The Famous Grouse has raised £600,000 to support efforts by the Royal Society for the Protection of Birds (RSPB) to protect the endangered grouse species in the UK.
The Scotch whisky brand first partnered with the RSPB charity in 2008 – which also marked the launch of The Black Grouse, recently renamed The Famous Grouse Smoky Black – and pledged to donate 50p from every sale of the new expression to the RSPB over a three-year period. The partnership has continued ever since.
This money was earmarked for use across four conservation reserves, including Inversnaid and Corrimony in Scotland; Geltsdale in the North of England; and Lake Vrynwy in Wales. Over the years, Abernethy near Aviemore and The Crannach on Deeside have also benefitted from the work.

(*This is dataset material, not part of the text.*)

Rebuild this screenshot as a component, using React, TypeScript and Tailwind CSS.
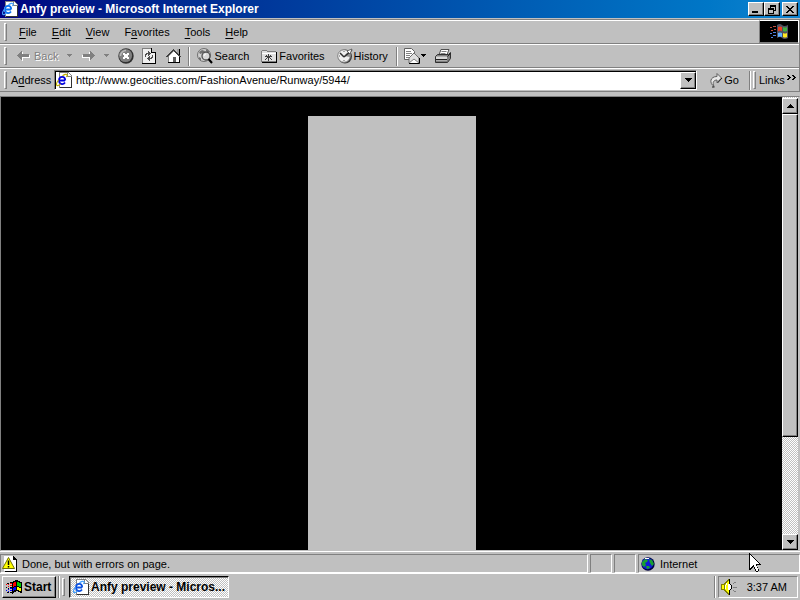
import type { ReactNode } from "react";

const raised =
  "border border-t-white border-l-white border-r-black border-b-black shadow-[inset_-1px_-1px_0_#808080] bg-[#c0c0c0]";
const sunken =
  "border border-t-[#808080] border-l-[#808080] border-r-white border-b-white";
const dither =
  "bg-[repeating-conic-gradient(#ffffff_0_25%,#c0c0c0_0_50%)] bg-[length:2px_2px]";

type IconProps = { className?: string };

function PageIcon({ className = "text-[#0a50e0]", ring = "#3fa0ff" }: IconProps & { ring?: string }) {
  return (
    <svg
      viewBox="0 0 16 16"
      className={`size-4 shrink-0 ${className}`}
      shapeRendering="crispEdges"
      aria-hidden="true"
    >
      <path d="M3 0h9l4 4v12H3z" fill="#808080" />
      <path d="M4 1h7l4 4v10H4z" fill="#fff" />
      <path d="M11 1v4h4z" fill="#c0c0c0" />
      <path d="M15 4h1v12H4v-1h11z" fill="#303030" />
      <path d="M11 0h1v1h1v1h1v1h1v1h1v1h-5z" fill="#808080" />
      <path d="M12 1v3h3V3h-1V2h-1V1z" fill="#fff" />
      <g shapeRendering="auto" fill="none">
        <circle cx="6" cy="8.500" r="4" fill="#fff" />
        <path
          d="M9 8.500H3M9 10.500c-.8 1.200-1.700 1.700-2.800 1.700-1.900 0-3.200-1.500-3.200-3.700s1.300-3.700 3.200-3.700 3 1.500 3 3.700"
          stroke="currentColor"
          strokeWidth="1.800"
        />
        <path
          d="M2.500 8C.7 10.500 0 12.700 1 13.500c.8.500 2.200-.3 3.500-1.500M6.500 3.800c2-1.400 4-2 4.500-1.200.4.600 0 1.600-.6 2.400"
          stroke={ring}
          strokeWidth="1.200"
        />
      </g>
    </svg>
  );
}

function FlagIcon() {
  return (
    <svg
      viewBox="0 0 16 14"
      className="h-3.5 w-4 shrink-0"
      shapeRendering="crispEdges"
      aria-hidden="true"
    >
      <path d="M6 2h1V1h2V0h3v1h2v1h2v11h-2v-1h-2v-1h-2v1H8v1H7v1H6z" fill="#000" />
      <path d="M7 3h1V2h2v4H8v1H7z" fill="#f00" />
      <path d="M11 2h2v1h2v4h-2V6h-2z" fill="#0c0" />
      <path d="M7 8h1V7h2v3H8v1H7z" fill="#00f" />
      <path d="M11 7h2v1h2v3h-2v-1h-2z" fill="#ff0" />
      <path d="M4 3h2v1H4zM4 5h2v1H4zM2 4h1v1H2zM2 6h1v1H2zM0 4h1v1H0z" fill="#f00" />
      <path d="M4 8h2v1H4zM4 10h2v1H4zM2 9h1v1H2zM2 11h1v1H2zM0 10h1v1H0z" fill="#00f" />
      <path d="M4 2h2v1H4zM1 3h2v1H1zM4 7h2v1H4zM2 8h1v1H2zM0 7h1v1H0zM4 12h2v1H4zM1 12h2v1H1z" fill="#000" />
    </svg>
  );
}

function ArrowIcon({ className = "" }: IconProps) {
  return (
    <svg
      viewBox="0 0 14 12"
      className={`h-3 w-3.5 shrink-0 ${className}`}
      shapeRendering="crispEdges"
      aria-hidden="true"
    >
      <path d="M1 6h1V5h1V4h1V3h1V2h1v3h7v3H6v3H5v-1H4V9H3V8H2V7H1z" fill="#fff" />
      <path d="M0 5h1V4h1V3h1V2h1V1h1v3h7v3H5v3H4V9H3V8H2V7H1V6H0z" fill="#808080" />
    </svg>
  );
}

function DownIcon() {
  return (
    <svg
      viewBox="0 0 7 4"
      className="h-1 w-[7px] shrink-0"
      shapeRendering="crispEdges"
      aria-hidden="true"
    >
      <path d="M0 0h7v1H6v1H5v1H4v1H3V3H2V2H1V1H0z" />
    </svg>
  );
}

function UpIcon() {
  return (
    <svg
      viewBox="0 0 7 4"
      className="h-1 w-[7px] shrink-0"
      shapeRendering="crispEdges"
      aria-hidden="true"
    >
      <path d="M3 0h1v1h1v1h1v1h1v1H0V3h1V2h1V1h1z" />
    </svg>
  );
}

function SmallDownIcon({ className = "text-black" }: IconProps) {
  return (
    <svg
      viewBox="0 0 6 4"
      className={`h-1 w-1.5 shrink-0 ${className}`}
      shapeRendering="crispEdges"
      fill="currentColor"
      aria-hidden="true"
    >
      <path d="M0 0h5v1H4v1H3v1H2V2H1V1H0z" />
    </svg>
  );
}

function StopIcon() {
  return (
    <svg viewBox="0 0 16 16" className="size-4" aria-hidden="true">
      <circle cx="8" cy="8" r="7.700" fill="#303030" />
      <circle cx="7.500" cy="7.500" r="6.600" fill="#808080" />
      <path d="M2.500 8a5.500 5.500 0 0 1 5.500-5.500" stroke="#b8b8b8" strokeWidth="1.500" fill="none" />
      <path
        d="M5 5h2v1h2V5h2v2h-1v2h1v2H9v-1H7v1H5V9h1V7H5z"
        fill="#fff"
        shapeRendering="crispEdges"
      />
    </svg>
  );
}

function RefreshIcon() {
  return (
    <svg viewBox="0 0 14 16" className="h-4 w-3.5" shapeRendering="crispEdges" aria-hidden="true">
      <path d="M0 0h10v1h1v1h1v1h1v1h1v12H0z" fill="#000" />
      <path d="M0 0h9v1H1v14H0z" fill="#808080" />
      <path d="M1 1h8v4h4v10H1z" fill="#f0f0f0" />
      <path d="M10 1v3h3V3h-1V2h-1V1z" fill="#c0c0c0" />
      <path
        d="M3 9V6h1V5h2V3h1v1h1v1h1v1H8v1H7v1H6V6H5v1H4v2zM10 7h1v3h-1v1H8v2H7v-1H6v-1H5v-1h1V9h1V8h1v2h1V9h1z"
        fill="#505050"
      />
    </svg>
  );
}

function HomeIcon() {
  return (
    <svg viewBox="0 0 16 16" className="size-4" shapeRendering="crispEdges" aria-hidden="true">
      <path d="M11 1h2v5h-2z" fill="#a0a0a0" />
      <path d="M13 1h1v6h-1z" fill="#000" />
      <path d="M3 8l5-5 5 5v6H3z" fill="#fff" />
      <path d="M7 9h3v5H7z" fill="#606060" />
      <path d="M2 14h12v1H2zM13 8h1v7h-1z" fill="#000" />
      <path d="M2 8h1v6H2z" fill="#808080" />
      <path
        d="M7 1h1v1h1v1h1v1h1v1h1v1h1v1h1v1h1v1h-2V8h-1V7h-1V6h-1V5H9V4H8V3H7v1H6v1H5v1H4v1H3v1H2v1H0V8h1V7h1V6h1V5h1V4h1V3h1V2h1z"
        fill="#404040"
      />
    </svg>
  );
}

function SearchIcon() {
  return (
    <svg viewBox="0 0 16 16" className="size-4 shrink-0" aria-hidden="true">
      <circle cx="7" cy="7" r="6.500" fill="#d0d0d0" stroke="#707070" />
      <path d="M2 4l3-2 3 1-2 2-3 1zM2 9l2 1v3l-2-2zM9 1l3 2v2l-3-2z" fill="#707070" />
      <circle cx="9" cy="8" r="4" fill="#d8d8d8" stroke="#505050" strokeWidth="1.300" />
      <path d="M7 8a2 2 0 0 1 2-2" stroke="#fff" fill="none" />
      <path d="M11.500 11l3.500 4" stroke="#000" strokeWidth="2" />
    </svg>
  );
}

function FavoritesIcon() {
  return (
    <svg viewBox="0 0 16 14" className="h-3.5 w-4 shrink-0" shapeRendering="crispEdges" aria-hidden="true">
      <path d="M0 2h1V1h5v1h9v11H0z" fill="#808080" />
      <path d="M1 2h5v1h9v9H1z" fill="#e0e0e0" />
      <path d="M1 4h14v1H1z" fill="#fff" />
      <path d="M15 3h1v11H1v-1h14z" fill="#000" />
      <path
        d="M7 5h1v2h1V6h1v1h1v1H9v1h1v1h1v1h-1v-1H9V9H8v3H7V9H6v1H5v1H4v-1h1V9h1V8H4V7h1V6h1v1h1z"
        fill="#404040"
      />
    </svg>
  );
}

function HistoryIcon() {
  return (
    <svg viewBox="0 0 16 16" className="size-4 shrink-0" aria-hidden="true">
      <circle cx="8" cy="8.500" r="7" fill="#404040" />
      <circle cx="7" cy="8" r="6.300" fill="#f0f0f0" stroke="#808080" />
      <path d="M7 8l5-5a6 6 0 0 1 1 6z" fill="#909090" />
      <path d="M7 9l8-7M7 9L3 5" stroke="#303030" strokeWidth="1.500" />
      <path d="M10 3l5-2-2 5z" fill="#fff" stroke="#505050" strokeWidth="0.800" />
      <path d="M7 12v1M2 8h1M7 3v1" stroke="#606060" />
    </svg>
  );
}

function MailIcon() {
  return (
    <svg viewBox="0 0 16 16" className="size-4" aria-hidden="true">
      <path d="M.5.500h7l3 3v8H.5z" fill="#fff" stroke="#606060" />
      <path d="M2 3.500h5M2 5.500h6M2 7.500h4M2 9.500h3" stroke="#808080" />
      <path d="M5 10l5-5 5 5v5H5z" fill="#e0e0e0" stroke="#707070" />
      <path d="M5 15l5-4 5 4" fill="#fff" stroke="#808080" />
      <path d="M5 15.500h10.500V10" fill="none" stroke="#000" />
    </svg>
  );
}

function PrintIcon() {
  return (
    <svg viewBox="0 0 16 16" className="size-4" aria-hidden="true">
      <path d="M6 1.500h8L11.500 8h-8z" fill="#fff" stroke="#505050" />
      <path d="M6.500 3.500h5M5.500 5.500h5" stroke="#808080" />
      <path d="M.5 8.500l2-2h11l2-2v6l-3 4H.5z" fill="#808080" stroke="#303030" />
      <path d="M1 8.500h11v4H1z" fill="#d8d8d8" />
      <path d="M1 11.500h11M12.500 8.500l3-3" stroke="#202020" />
    </svg>
  );
}

function GoIcon() {
  return (
    <svg viewBox="0 0 14 16" className="h-4 w-3.5" aria-hidden="true">
      <path
        d="M5 14.500C0 11 1 4.500 8 4.500v-3L12.500 6 8 10.500V8C5 8 3 10 5 14.500z"
        fill="#e8e8e8"
        stroke="#606060"
      />
      <path d="M8.500 11l4.500-5M3 15h2.500" stroke="#202020" />
    </svg>
  );
}

function WindowsLogo() {
  return (
    <svg viewBox="0 0 20 18" className="h-[18px] w-5" aria-hidden="true">
      <path d="M8 2q3-2 5 0t6 0v13q-4 2-6 0t-5 0z" fill="#505060" />
      <path d="M9 4q2-1 4 0v4q-2-1-4 0z" fill="#f04020" />
      <path d="M14 4q2 1 4 0v4q-2 1-4 0z" fill="#40b040" />
      <path d="M9 10q2-1 4 0v4q-2-1-4 0z" fill="#60b0ff" />
      <path d="M14 10q2 1 4 0v4q-2 1-4 0z" fill="#ffe820" />
      <path d="M1 4.500h2M4 3.500h3M2 7.500h2M5 6.500h2" stroke="#c05040" />
      <path d="M1 10.500h2M4 9.500h3M2 14.500h2M4 12.500h3" stroke="#5080e0" />
    </svg>
  );
}

function WarningIcon() {
  return (
    <svg viewBox="0 0 16 16" className="size-4 shrink-0" aria-hidden="true">
      <g shapeRendering="crispEdges">
        <path d="M2 0h9v1h1v1h1v1h1v12H2z" fill="#fff" />
        <path d="M11 0h1v1h1v1h1v1h1v13H3v-1h11V4h-3z" fill="#000" />
      </g>
      <path d="M6.500 1.500L12.500 12.500H.5z" fill="#ff0" stroke="#707000" />
      <path d="M6.500 4.500v4.500M6.500 10v1.500" stroke="#000" strokeWidth="1.500" />
    </svg>
  );
}

function GlobeIcon() {
  return (
    <svg viewBox="0 0 14 14" className="size-3.5 shrink-0" aria-hidden="true">
      <circle cx="7" cy="7" r="6.700" fill="#000040" />
      <circle cx="6.500" cy="6.500" r="5.800" fill="#1018d8" />
      <path d="M1 5l3-3 3 1-1 2-2 1 1 2-2 2-2-2zM8 2l3 1 2 4-2 2-2-3zM5 9l3 0 1 2-3 1z" fill="#18a030" />
      <path d="M4 1.500h4" stroke="#fff" />
    </svg>
  );
}

function SpeakerIcon() {
  return (
    <svg viewBox="0 0 16 16" className="size-4" shapeRendering="crispEdges" aria-hidden="true">
      <path d="M0 5h3V4h1V3h1V2h1V1h1V0h2v16H7v-1H6v-1H5v-1H4v-1H3v-1H0z" fill="#808000" />
      <path d="M1 6h2v4H1zM4 5h1V4h1V3h1V2h1v12H7v-1H6v-1H5v-1H4z" fill="#ff0" />
      <path d="M4 6h1v4H4zM5 4h1v2H5z" fill="#fff" />
      <path d="M8 0h1v5h1v1h1v4h-1v1H9v5H8z" fill="#000" />
      <path d="M7 5h2v1h1v4H9v1H7z" fill="#fff" />
      <path d="M12 4h1v1h-1zM13 3h2v1h-2zM12 8h4v1h-4zM12 11h1v1h-1zM13 12h2v1h-2z" fill="#808080" />
    </svg>
  );
}

function Cursor() {
  return (
    <svg
      viewBox="0 0 12 20"
      className="absolute top-px right-[39px] h-5 w-3"
      shapeRendering="crispEdges"
      aria-hidden="true"
    >
      <path
        d="M0 0h1v1h1v1h1v1h1v1h1v1h1v1h1v1h1v1h1v1h1v1h1v1h1v1H8v2h1v2h1v2H9v1H7v-1H6v-2H5v-2H4v1H3v1H2v1H0z"
        fill="#000"
      />
      <path
        d="M1 2h1v1h1v1h1v1h1v1h1v1h1v1h1v1h1v1h1v1H7v2h1v2h1v3H7v-2H6v-2H5v-2H4v1H3v1H2v1H1z"
        fill="#fff"
      />
    </svg>
  );
}

function Grip() {
  return (
    <span className="h-[18px] w-[3px] shrink-0 border border-t-white border-l-white border-r-[#808080] border-b-[#808080]" />
  );
}

function Divider() {
  return <span className="h-[19px] w-0.5 shrink-0 border-l border-l-[#808080] border-r border-r-white" />;
}

function Band({ children }: { children: ReactNode }) {
  return (
    <div className="flex h-6 items-center border-b border-t border-b-[#808080] border-t-white pl-1">
      {children}
    </div>
  );
}

const menus = [
  { before: "", key: "F", after: "ile" },
  { before: "", key: "E", after: "dit" },
  { before: "", key: "V", after: "iew" },
  { before: "F", key: "a", after: "vorites" },
  { before: "", key: "T", after: "ools" },
  { before: "", key: "H", after: "elp" },
];

function TitleBar() {
  return (
    <header className="flex h-[18px] items-center bg-linear-to-r from-[#000080] to-[#1084d0] px-0.5 text-white">
      <PageIcon className="text-[#0a70f0]" />
      <h1 className="ml-0.5 grow truncate text-xs font-bold">
        Anfy preview - Microsoft Internet Explorer
      </h1>
      <button aria-label="Minimize" className={`flex h-3.5 w-4 items-end pb-0.5 pl-[3px] ${raised}`}>
        <span className="h-0.5 w-1.5 bg-black" />
      </button>
      <button aria-label="Restore" className={`grid h-3.5 w-4 place-items-center ${raised}`}>
        <svg viewBox="0 0 9 9" className="size-[9px]" shapeRendering="crispEdges">
          <path
            d="M2 0h6v6H6V5h1V2H3v1H2zM0 3h6v6H0zM1 5v3h4V5z"
            fill="#000"
            fillRule="evenodd"
          />
        </svg>
      </button>
      <button aria-label="Close" className={`ml-0.5 grid h-3.5 w-4 place-items-center ${raised}`}>
        <svg viewBox="0 0 8 7" className="h-[7px] w-2" shapeRendering="crispEdges">
          <path
            d="M0 0h2v1h1v1h2V1h1V0h2v1H7v1H6v1H5v1h1v1h1v1h1v1H6V6H5V5H3v1H2v1H0V6h1V5h1V4h1V3H2V2H1V1H0z"
            fill="#000"
          />
        </svg>
      </button>
    </header>
  );
}

function MenuBar() {
  return (
    <div className="flex">
      <div className="grow">
        <Band>
          <Grip />
          <nav className="ml-3 flex gap-[15px]">
            {menus.map((m) => (
              <button key={m.key}>
                {m.before}
                <span className="underline underline-offset-2">{m.key}</span>
                {m.after}
              </button>
            ))}
          </nav>
        </Band>
      </div>
      <div className="grid h-6 w-10 place-items-center border-x border-b-2 border-t border-[#808080] border-t-white border-r-white bg-black">
        <WindowsLogo />
      </div>
    </div>
  );
}

function Toolbar() {
  return (
    <Band>
      <Grip />
      <button disabled className="ml-2.5 flex items-center gap-[3px] text-[#808080] [text-shadow:1px_1px_0_#fff]">
        <ArrowIcon />
        Back
      </button>
      <SmallDownIcon className="ml-[9px] text-[#808080]" />
      <button disabled aria-label="Forward" className="ml-2">
        <ArrowIcon className="-scale-x-100" />
      </button>
      <SmallDownIcon className="ml-[9px] text-[#808080]" />
      <button aria-label="Stop" className="ml-2"><StopIcon /></button>
      <button aria-label="Refresh" className="ml-2"><RefreshIcon /></button>
      <button aria-label="Home" className="ml-2.5 mr-1.5"><HomeIcon /></button>
      <Divider />
      <button className="ml-[7px] flex items-center gap-px"><SearchIcon />Search</button>
      <button className="ml-3 flex items-center gap-0.5"><FavoritesIcon />Favorites</button>
      <button className="ml-3 mr-2 flex items-center gap-px"><HistoryIcon />History</button>
      <Divider />
      <button aria-label="Mail" className="ml-1.5 flex items-center gap-px"><MailIcon /><SmallDownIcon /></button>
      <button aria-label="Print" className="ml-2"><PrintIcon /></button>
    </Band>
  );
}

function AddressBar() {
  return (
    <Band>
      <Grip />
      <label htmlFor="address" className="ml-1 w-[43px] shrink-0">
        A<span className="underline underline-offset-2">d</span>dress
      </label>
      <div className="flex h-5 grow items-center border border-t-[#808080] border-l-[#808080] border-r-white border-b-white bg-white pl-px shadow-[inset_1px_1px_0_#000]">
        <PageIcon className="text-[#0000e0]" ring="#c0b000" />
        <input
          id="address"
          className="ml-1 min-w-0 grow bg-transparent outline-none"
          defaultValue="http://www.geocities.com/FashionAvenue/Runway/5944/"
        />
        <button aria-label="Show addresses" className={`grid h-[17px] w-4 place-items-center ${raised}`}>
          <DownIcon />
        </button>
      </div>
      <button className="ml-3 mr-2.5 flex items-center gap-px"><GoIcon />Go</button>
      <Divider />
      <div className="flex w-12 items-center pl-0.5">
        <Grip />
        <a href="#links" className="ml-[3px]">Links</a>
        <svg
          viewBox="0 0 9 5"
          className="mb-1.5 ml-0.5 h-[5px] w-[9px] shrink-0"
          shapeRendering="crispEdges"
          aria-hidden="true"
        >
          <path d="M0 0h2v1h1v1h1v1H3v1H2v1H0V4h1V3h1V2H1V1H0zM5 0h2v1h1v1h1v1H8v1H7v1H5V4h1V3h1V2H6V1H5z" />
        </svg>
      </div>
    </Band>
  );
}

function Viewport() {
  return (
    <div className="mt-1 flex min-h-0 grow border border-t-[#808080] border-l-[#808080] border-r-[#c0c0c0] border-b-[#c0c0c0]">
      <main className="flex grow justify-center bg-black pt-[19px]">
        <div className="w-[168px] bg-[#c0c0c0]" />
      </main>
      <div className={`mr-px flex w-4 flex-col pt-px ${dither}`}>
        <button aria-label="Scroll up" className={`grid h-4 shrink-0 place-items-center ${raised}`}>
          <UpIcon />
        </button>
        <div className="min-h-0 grow">
          <div className={`h-[77%] ${raised}`} />
        </div>
        <button aria-label="Scroll down" className={`grid h-4 shrink-0 place-items-center ${raised}`}>
          <DownIcon />
        </button>
      </div>
    </div>
  );
}

function StatusBar() {
  return (
    <div className="relative flex h-[22px] items-end gap-0.5 border-t border-white">
      <div className={`flex h-[19px] grow items-center gap-1 pl-px ${sunken}`}>
        <WarningIcon />
        Done, but with errors on page.
      </div>
      <div className={`h-[19px] w-[22px] ${sunken}`} />
      <div className={`h-[19px] w-[22px] ${sunken}`} />
      <div className={`flex h-[19px] w-[162px] items-center gap-[5px] pl-0.5 ${sunken}`}>
        <GlobeIcon />
        Internet
      </div>
      <Cursor />
    </div>
  );
}

function Taskbar() {
  return (
    <footer className="flex h-[27px] items-center border-t border-white px-0.5">
      <button
        className={`flex h-[22px] w-[54px] items-center gap-0.5 pl-[3px] text-xs font-bold ${raised}`}
      >
        <FlagIcon />
        Start
      </button>
      <span className="mx-0.5 h-[22px] w-0.5 border-l border-l-[#808080] border-r border-r-white" />
      <Grip />
      <button
        className={`ml-1 flex h-[22px] w-40 items-center gap-0.5 whitespace-nowrap border border-t-black border-l-black border-r-white border-b-white pl-[3px] text-xs font-bold shadow-[inset_1px_1px_0_#808080] ${dither}`}
      >
        <PageIcon />
        Anfy preview - Micros...
      </button>
      <div className="ml-auto flex items-center gap-0.5">
        <span className="h-[22px] w-0.5 border-l border-l-[#808080] border-r border-r-white" />
        <div className={`flex h-[22px] w-20 items-center justify-between pl-0.5 pr-2.5 ${sunken}`}>
          <SpeakerIcon />
          <time>3:37 AM</time>
        </div>
      </div>
    </footer>
  );
}

export default function App() {
  return (
    <div className="flex h-screen flex-col overflow-hidden bg-[#c0c0c0] font-['Liberation_Sans',Arial,sans-serif] text-[11px] leading-[14px] text-black">
      <TitleBar />
      <div className="mt-px border-t border-r border-[#808080]">
        <MenuBar />
        <Toolbar />
        <AddressBar />
      </div>
      <Viewport />
      <StatusBar />
      <Taskbar />
    </div>
  );
}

At the start of the collaboration, the grouse bird was listed on the UK Red List Species of Conservation Concern and named as a ‘priority’ on the UK Biodiversity Action Plan (BAP), as well as the Scottish Government’s Species Action Framework.
Stuart Housden, director of RSPB Scotland, said the main reason behind the fall in black grouse numbers was degradation and fragmentation of moorland and woodlands.
The investment of time and money by both parties appears to be paying off, with the lek (a traditional site where males display and make their mating call) count for 2016 in Corrimony reaching 45 males – an increase from 28 males in 2013.
Funds from the partnership have enabled the charity to improve the birds’ habitats across 85,000 acres of nature reserve land, as well as planting 185,000 trees and mowing 30 hectares of heather.
Suzy Smith, marketing director for the Famous Grouse, said: ‘It was a significant achievement to break the £100,000 mark by 2010 and we are proud to have continued to work with RSPB and to have now raised over £600,000.
‘It is very rewarding to see the positive impact of our funding and we look forward to more success stories as a result of our partnership with RSPB.’
Housden added: ‘This funding has enabled the RSPB to work in partnership with Scottish National Heritage and Forestry Commission Scotland to review and provide best practice advice on the habitat requirements for black grouse to encourage private landowners to help this iconic species.
‘This approach has enabled the prioritisation of conservation resources both on state-owned land and across the wider countryside.’